В подобных случаях перед нами литературные образцы, ориентированные исключительно на социализацию групп, которые только вступают в общественную жизнь, в культуру, в мир современной науки и техники, – младших по возрасту, периферийных по социальному положению, новичков на социальной сцене. Надо сказать, социальная и научная фантастика в той мере, в какой они выступают разновидностями жанровой или формульной словесности, массовой по назначению и серийной по способу изготовления, вообще адресуются именно к таким читательским слоям. На это указывают их главные содержательные характеристики: исключительная сосредоточенность на проблематике господства, преобладание технических средств разрешения социальных и ценностных конфликтов, авторитарный характер основных героев, непременный позитивный финал, говорящий об опоре прежде всего на интегративные, символически сплачивающие функции словесности164.
Выработанные за десятилетия образно-символические образцы литературы, других искусств отдаляются от первоначальных социальных обстоятельств и конфликтов, бывших для них контекстом и стимулом возникновения, материалом для их сюжетных построений. Они выступают теперь в роли наиболее общих моделей, культурных хартий, своего рода аллегорий социальности. Со временем они оседают, а то и «застревают» в обиходе тех групп общества, для которых проблематика устойчивого нормативного порядка и столкновения с «другим», господства и подчинения, технической конкуренции и рациональной калькуляции является наиболее значимой.
Такова, прежде всего, собственно «научная» фантастика. Ее содержание, поэтика, функции связаны с утрированной демонстрацией и последовательным перебором социальных последствий научно-технического прогресса, вообще «техники» в самом широком смысле слова (научно-технические «ужастики», с одной стороны, и ироническое обыгрывание технических монстров, включая разнообразных антропоидов, с другой, – негативная форма представления тех же ценностей социального порядка). Подобные словесные и визуальные «игры», в том числе взаправдашние технические игрушки, настольные или компьютерные, в условном порядке «отключают» время.

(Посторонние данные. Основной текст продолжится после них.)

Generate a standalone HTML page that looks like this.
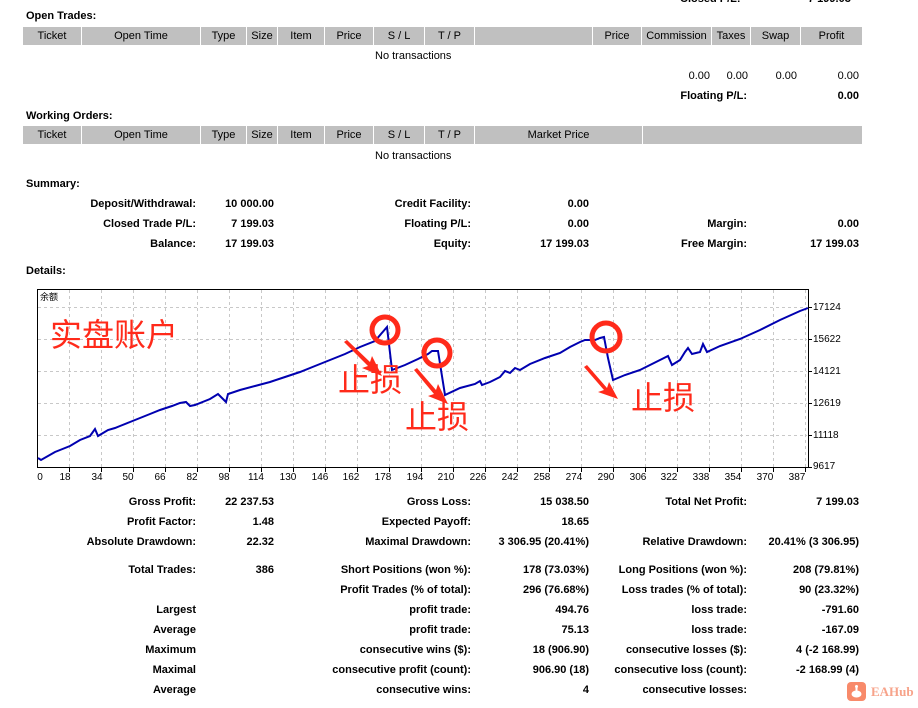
<!DOCTYPE html>
<html><head><meta charset="utf-8"><style>
body{margin:0;width:918px;height:707px;background:#fff;position:relative;overflow:hidden;font-family:"Liberation Sans","Noto Sans CJK SC",sans-serif;font-size:11px;color:#000}
.a{position:absolute;white-space:nowrap}
.b{font-weight:bold}
.r{text-align:right}
.h{position:absolute;background:#c0c0c0;height:18px;line-height:18px;text-align:center;font-size:11px}
.s{position:absolute;left:0;top:1px;width:918px;height:707px}
</style></head><body>
<div class="a b" style="left:680px;top:-7px">Closed P/L:</div>
<div class="a b" style="left:808px;top:-7px">7 199.03</div>
<div class="a b" style="left:26px;top:10px">Open Trades:</div>
<div class="h" style="left:23px;top:27px;width:58px">Ticket</div>
<div class="h" style="left:82px;top:27px;width:118px">Open Time</div>
<div class="h" style="left:201px;top:27px;width:45px">Type</div>
<div class="h" style="left:247px;top:27px;width:30px">Size</div>
<div class="h" style="left:278px;top:27px;width:46px">Item</div>
<div class="h" style="left:325px;top:27px;width:48px">Price</div>
<div class="h" style="left:374px;top:27px;width:50px">S / L</div>
<div class="h" style="left:425px;top:27px;width:49px">T / P</div>
<div class="h" style="left:475px;top:27px;width:117px"></div>
<div class="h" style="left:593px;top:27px;width:48px">Price</div>
<div class="h" style="left:642px;top:27px;width:69px">Commission</div>
<div class="h" style="left:712px;top:27px;width:38px">Taxes</div>
<div class="h" style="left:751px;top:27px;width:49px">Swap</div>
<div class="h" style="left:801px;top:27px;width:61px">Profit</div>
<div class="a" style="left:375px;top:50px">No transactions</div>
<div class="a r" style="left:660px;top:70px;width:50px">0.00</div>
<div class="a r" style="left:700px;top:70px;width:48px">0.00</div>
<div class="a r" style="left:750px;top:70px;width:47px">0.00</div>
<div class="a r" style="left:800px;top:70px;width:59px">0.00</div>
<div class="a b r" style="left:640px;top:90px;width:107px">Floating P/L:</div>
<div class="a b r" style="left:800px;top:90px;width:59px">0.00</div>

<div class="a b" style="left:26px;top:110px">Working Orders:</div>
<div class="h" style="left:23px;top:126px;width:58px">Ticket</div>
<div class="h" style="left:82px;top:126px;width:118px">Open Time</div>
<div class="h" style="left:201px;top:126px;width:45px">Type</div>
<div class="h" style="left:247px;top:126px;width:30px">Size</div>
<div class="h" style="left:278px;top:126px;width:46px">Item</div>
<div class="h" style="left:325px;top:126px;width:48px">Price</div>
<div class="h" style="left:374px;top:126px;width:50px">S / L</div>
<div class="h" style="left:425px;top:126px;width:49px">T / P</div>
<div class="h" style="left:475px;top:126px;width:167px">Market Price</div>
<div class="h" style="left:643px;top:126px;width:219px"></div>
<div class="a" style="left:375px;top:150px">No transactions</div>

<div class="a b" style="left:26px;top:178px">Summary:</div>
<div class="a b r" style="left:40px;top:198px;width:156px">Deposit/Withdrawal:</div>
<div class="a b r" style="left:200px;top:198px;width:74px">10 000.00</div>
<div class="a b r" style="left:300px;top:198px;width:171px">Credit Facility:</div>
<div class="a b r" style="left:480px;top:198px;width:109px">0.00</div>
<div class="a b r" style="left:40px;top:218px;width:156px">Closed Trade P/L:</div>
<div class="a b r" style="left:200px;top:218px;width:74px">7 199.03</div>
<div class="a b r" style="left:300px;top:218px;width:171px">Floating P/L:</div>
<div class="a b r" style="left:480px;top:218px;width:109px">0.00</div>
<div class="a b r" style="left:600px;top:218px;width:147px">Margin:</div>
<div class="a b r" style="left:760px;top:218px;width:99px">0.00</div>
<div class="a b r" style="left:40px;top:238px;width:156px">Balance:</div>
<div class="a b r" style="left:200px;top:238px;width:74px">17 199.03</div>
<div class="a b r" style="left:300px;top:238px;width:171px">Equity:</div>
<div class="a b r" style="left:480px;top:238px;width:109px">17 199.03</div>
<div class="a b r" style="left:600px;top:238px;width:147px">Free Margin:</div>
<div class="a b r" style="left:760px;top:238px;width:99px">17 199.03</div>
<div class="a b" style="left:26px;top:265px">Details:</div>

<svg class="a" style="left:0;top:280px" width="918" height="205" font-family="Liberation Sans, sans-serif" font-size="10">
<g stroke="#c8c8c8" stroke-dasharray="3,3" stroke-width="1">
<line x1="38" x2="807" y1="27.5" y2="27.5"/><line x1="38" x2="807" y1="59.5" y2="59.5"/><line x1="38" x2="807" y1="91.5" y2="91.5"/><line x1="38" x2="807" y1="123.5" y2="123.5"/><line x1="38" x2="807" y1="155.5" y2="155.5"/>
<path d="M69.5 10V187M101.5 10V187M133.5 10V187M165.5 10V187M197.5 10V187M229.5 10V187M261.5 10V187M293.5 10V187M325.5 10V187M357.5 10V187M389.5 10V187M421.5 10V187M453.5 10V187M485.5 10V187M517.5 10V187M549.5 10V187M581.5 10V187M613.5 10V187M645.5 10V187M677.5 10V187M709.5 10V187M741.5 10V187M773.5 10V187M805.5 10V187"/>
</g>
<rect x="37.5" y="9.5" width="771" height="178" fill="none" stroke="#000"/>
<g stroke="#000"><path d="M808 27.5h4M808 59.5h4M808 91.5h4M808 123.5h4M808 155.5h4M808 187.5h4"/>
<path d="M69.5 188v4M101.5 188v4M133.5 188v4M165.5 188v4M197.5 188v4M229.5 188v4M261.5 188v4M293.5 188v4M325.5 188v4M357.5 188v4M389.5 188v4M421.5 188v4M453.5 188v4M485.5 188v4M517.5 188v4M549.5 188v4M581.5 188v4M613.5 188v4M645.5 188v4M677.5 188v4M709.5 188v4M741.5 188v4M773.5 188v4M805.5 188v4"/></g>
<text x="40" y="20" font-size="9">余额</text>
<g font-size="10"><text x="813" y="30">17124</text><text x="813" y="62">15622</text><text x="813" y="94">14121</text><text x="813" y="126">12619</text><text x="813" y="158">11118</text><text x="813" y="189">9617</text></g>
<g font-size="10" text-anchor="middle"><text x="40" y="200">0</text><text x="65" y="200">18</text><text x="97" y="200">34</text><text x="128" y="200">50</text><text x="160" y="200">66</text><text x="192" y="200">82</text><text x="224" y="200">98</text><text x="256" y="200">114</text><text x="288" y="200">130</text><text x="320" y="200">146</text><text x="351" y="200">162</text><text x="383" y="200">178</text><text x="415" y="200">194</text><text x="446" y="200">210</text><text x="478" y="200">226</text><text x="510" y="200">242</text><text x="542" y="200">258</text><text x="574" y="200">274</text><text x="606" y="200">290</text><text x="638" y="200">306</text><text x="669" y="200">322</text><text x="701" y="200">338</text><text x="733" y="200">354</text><text x="765" y="200">370</text><text x="797" y="200">387</text></g>
<polyline fill="none" stroke="#0000b0" stroke-width="2" points="38,178 41,180 55,172 60,170 70,166 80,160 90,156 95,149 98,156 108,150 115,148 120,146 130,142 140,138 150,134 160,130 172,126 180,123 186,122 190,126 195,125 210,119 218,114 222,118 226,122 228,114 240,110 255,106 270,102 285,97 300,92 315,86 330,80 345,74 360,67 375,61 387,47 392,90 405,85 418,79 428,74 432,71 438,71 445,115 460,108 475,104 480,101 482,105 490,102 500,97 505,91 510,93 515,88 520,90 530,84 545,78 560,73 570,67 580,62 585,60 595,60 600,58 604,57 608,78 613,100 625,95 640,90 652,84 660,80 668,76 672,85 680,80 685,72 688,68 692,74 700,72 703,64 707,72 720,66 740,59 760,50 780,40 800,31 808,28"/>
<g fill="none" stroke="#ff2a1a" stroke-width="5"><circle cx="385" cy="50" r="13"/><circle cx="437" cy="73" r="13"/><circle cx="606" cy="57" r="14"/></g>
<g fill="#ff2a1a">
<polygon points="344,62 347,60 370,82 372,76 382,96 362,88 368,86"/>
<polygon points="414,90 417,88 436,110 438,104 448,124 428,116 434,114"/>
<polygon points="584,87 587,85 607,108 609,102 618,119 598,112 604,110"/>
</g>
<g fill="#ff2a1a" font-family="Noto Sans CJK SC, sans-serif"><text x="50" y="66" font-size="32">实盘账户</text>
<text x="338" y="111" font-size="32">止损</text><text x="405" y="148" font-size="32">止损</text><text x="631" y="129" font-size="32">止损</text></g>
</svg>

<div class="s">
<div class="a b r" style="left:40px;top:495px;width:156px">Gross Profit:</div><div class="a b r" style="left:200px;top:495px;width:74px">22 237.53</div>
<div class="a b r" style="left:280px;top:495px;width:191px">Gross Loss:</div><div class="a b r" style="left:480px;top:495px;width:109px">15 038.50</div>
<div class="a b r" style="left:600px;top:495px;width:147px">Total Net Profit:</div><div class="a b r" style="left:760px;top:495px;width:99px">7 199.03</div>
<div class="a b r" style="left:40px;top:515px;width:156px">Profit Factor:</div><div class="a b r" style="left:200px;top:515px;width:74px">1.48</div>
<div class="a b r" style="left:280px;top:515px;width:191px">Expected Payoff:</div><div class="a b r" style="left:480px;top:515px;width:109px">18.65</div>
<div class="a b r" style="left:40px;top:535px;width:156px">Absolute Drawdown:</div><div class="a b r" style="left:200px;top:535px;width:74px">22.32</div>
<div class="a b r" style="left:280px;top:535px;width:191px">Maximal Drawdown:</div><div class="a b r" style="left:480px;top:535px;width:109px">3 306.95 (20.41%)</div>
<div class="a b r" style="left:600px;top:535px;width:147px">Relative Drawdown:</div><div class="a b r" style="left:740px;top:535px;width:119px">20.41% (3 306.95)</div>
<div class="a b r" style="left:40px;top:563px;width:156px">Total Trades:</div><div class="a b r" style="left:200px;top:563px;width:74px">386</div>
<div class="a b r" style="left:280px;top:563px;width:191px">Short Positions (won %):</div><div class="a b r" style="left:480px;top:563px;width:109px">178 (73.03%)</div>
<div class="a b r" style="left:580px;top:563px;width:167px">Long Positions (won %):</div><div class="a b r" style="left:760px;top:563px;width:99px">208 (79.81%)</div>
<div class="a b r" style="left:280px;top:583px;width:191px">Profit Trades (% of total):</div><div class="a b r" style="left:480px;top:583px;width:109px">296 (76.68%)</div>
<div class="a b r" style="left:580px;top:583px;width:167px">Loss trades (% of total):</div><div class="a b r" style="left:760px;top:583px;width:99px">90 (23.32%)</div>
<div class="a b r" style="left:40px;top:603px;width:156px">Largest</div>
<div class="a b r" style="left:280px;top:603px;width:191px">profit trade:</div><div class="a b r" style="left:480px;top:603px;width:109px">494.76</div>
<div class="a b r" style="left:580px;top:603px;width:167px">loss trade:</div><div class="a b r" style="left:760px;top:603px;width:99px">-791.60</div>
<div class="a b r" style="left:40px;top:623px;width:156px">Average</div>
<div class="a b r" style="left:280px;top:623px;width:191px">profit trade:</div><div class="a b r" style="left:480px;top:623px;width:109px">75.13</div>
<div class="a b r" style="left:580px;top:623px;width:167px">loss trade:</div><div class="a b r" style="left:760px;top:623px;width:99px">-167.09</div>
<div class="a b r" style="left:40px;top:643px;width:156px">Maximum</div>
<div class="a b r" style="left:280px;top:643px;width:191px">consecutive wins ($):</div><div class="a b r" style="left:480px;top:643px;width:109px">18 (906.90)</div>
<div class="a b r" style="left:580px;top:643px;width:167px">consecutive losses ($):</div><div class="a b r" style="left:760px;top:643px;width:99px">4 (-2 168.99)</div>
<div class="a b r" style="left:40px;top:663px;width:156px">Maximal</div>
<div class="a b r" style="left:280px;top:663px;width:191px">consecutive profit (count):</div><div class="a b r" style="left:480px;top:663px;width:109px">906.90 (18)</div>
<div class="a b r" style="left:580px;top:663px;width:167px">consecutive loss (count):</div><div class="a b r" style="left:760px;top:663px;width:99px">-2 168.99 (4)</div>
<div class="a b r" style="left:40px;top:683px;width:156px">Average</div>
<div class="a b r" style="left:280px;top:683px;width:191px">consecutive wins:</div><div class="a b r" style="left:480px;top:683px;width:109px">4</div>
<div class="a b r" style="left:580px;top:683px;width:167px">consecutive losses:</div>
</div>

<div class="a" style="left:847px;top:682px;width:19px;height:19px;background:#f88a6a;border-radius:4px"></div>
<svg class="a" style="left:847px;top:682px" width="19" height="19"><ellipse cx="9.5" cy="12" rx="5" ry="3.5" fill="#fff"/><rect x="8.5" y="4" width="2" height="6" fill="#fff"/><circle cx="9.5" cy="4.5" r="1.5" fill="#fff"/></svg>
<div class="a b" style="left:871px;top:684px;color:#f7a38a;font-family:'Liberation Serif',serif;font-size:13px">EAHub</div>
</body></html>
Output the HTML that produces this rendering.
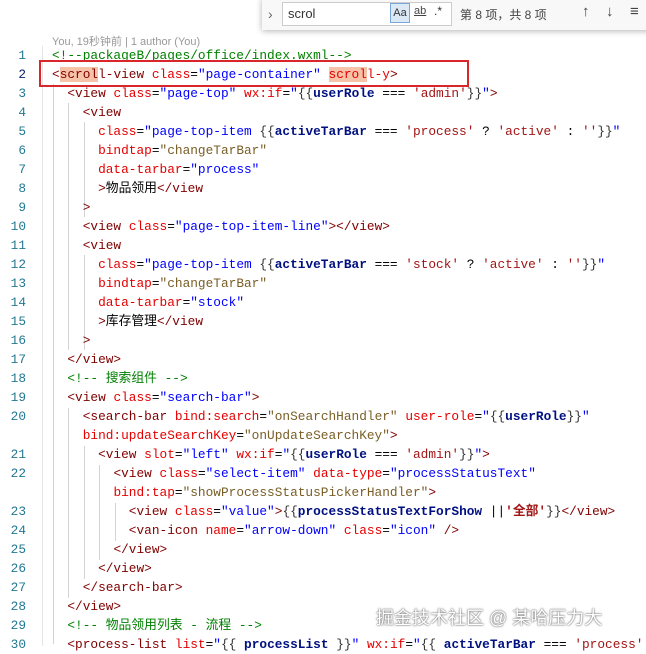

С одной стороны, они устраняют повседневное время, распорядок ролевых обязанностей в рамках формальных и неформальных институтов, от «присутствия» и работы до соседей и семьи. С другой, здесь исключено время «исторических» событий и «больших длительностей». Но именно этим подобные игровые модели и устройства делают человеческие действия, само пространство-время их реализации предметом конкуренции и калькуляции, а значит – дают возможность учета и расчета ресурсов, рассмотрения различных тактик и средств, взвешивания цены выигрыша и вероятных потерь. Целевые, целеориентированные действия занимают ведущее место в современных развитых («модерных») обществах, они в них по преимуществу одобряются и вознаграждаются – отсюда их коллективная значимость и общественная потребность им обучаться, отрабатывать их навыки: «В современных условиях <…> сохранение приоритета целеполагания <…> служит необходимой предпосылкой самосохранения общества»165.
Соответственно, публикой подобных игровых образцов, включая научно-фантастическую словесность, выступают группы, социализирующиеся к постоянной технологической модернизации, к принудительной необходимости расчета ресурсов и средств, инструментального обращения с различными, в принципе – любыми, значениями, к навыкам и техникам их схематизации, планирования, проектирования и т.п. Это, с одной стороны, инженерно-техническая интеллигенция, с другой – молодежь, и прежде всего – учащаяся молодежь с уклоном в точные и естественные науки («технари»). То, что, с точки зрения других, более традиционно или традиционалистски ориентированных групп, носит черты исключительности, маргинальности, даже разрушительной угрозы устойчивому миропорядку, для этих контингентов выступает своего рода лабораторией социальности, стендом социальных игр, примерочной социальных ролей.